# Big Pine Key / Sugarloaf Advice



## Salt (Mar 19, 2019)

My girlfriend and I are in the Keys and Glades for the next week. Wind from the next front is forecasted to come up earlier than we expected (tomorrow), so we’re going to venture down to Big Pine Key area in the morning and would love some advice or any info to help us out during our first trip down there. Thanks in advance!


----------



## 7WT (Feb 12, 2016)

I will watch the replies closely as a buddy and I are headed down to Big Pine in early May. Do you have a skiff with you?


----------



## Salt (Mar 19, 2019)

@7WT Yes we trailered my B2 down. Could not imagine being down here without it.


----------



## georgiadrifter (Jan 14, 2009)

Salt said:


> My girlfriend and I are in the Keys and Glades for the next week. Wind from the next front is forecasted to come up earlier than we expected (tomorrow), so we’re going to venture down to Big Pine Key area in the morning and would love some advice or any info to help us out during our first trip down there. Thanks in advance!

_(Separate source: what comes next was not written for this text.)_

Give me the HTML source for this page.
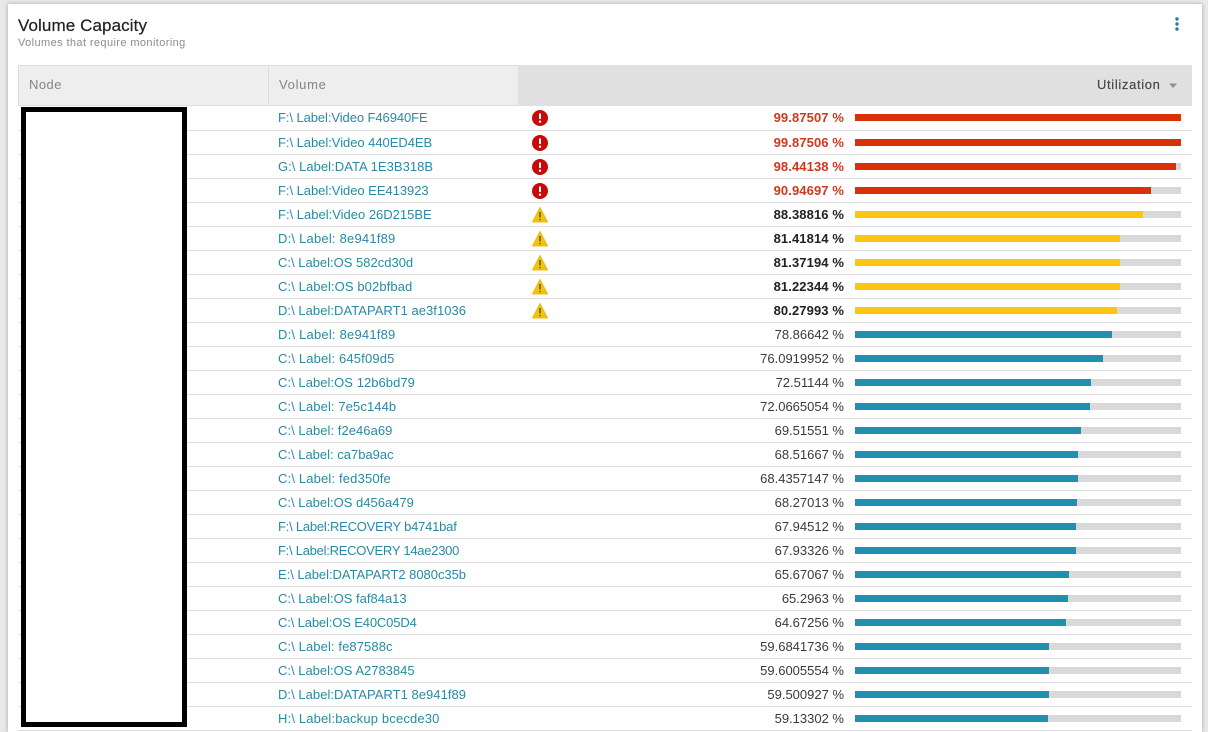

I fish it quite a bit in the Spring....mostly inshore....around the bridges and flats for tarpon. I understand it’s a different fishery in the winter....so not sure I’d be much help. I usually camp or lodge at Big Pine Key Fishing Lodge....use their ramp, gas and boat slip. Neat place to see the key deer.

On the restaurant side...I like to head over to No Name Pub for a beer and pizza. The “style bar” is not set very high so we can show up in sweaty fishing clothes and blend right in. There are usually key deer wandering around the parking lot as well. Florida Keys Cafe doesn’t look like much on the outside but the wait staff are friendly and they have a darn good breakfast. Try the Gutbuster. The Galley Grill on Summerland also has a good breakfast. If you want to get cleaned up for the evening meal and maybe listen to some live music, check out Boondocks or Kiki’s Sandbar.

Protip - try the Sunday Brunch at Mangrove Mamas on Cudjoe Key. It’s an all-u-can-eat affair with some of the best steamed skrimps I’ve had. If you venture to Cudjoe...you have The Square Grouper and My New Joint as well.

Good luck and post a report.


----------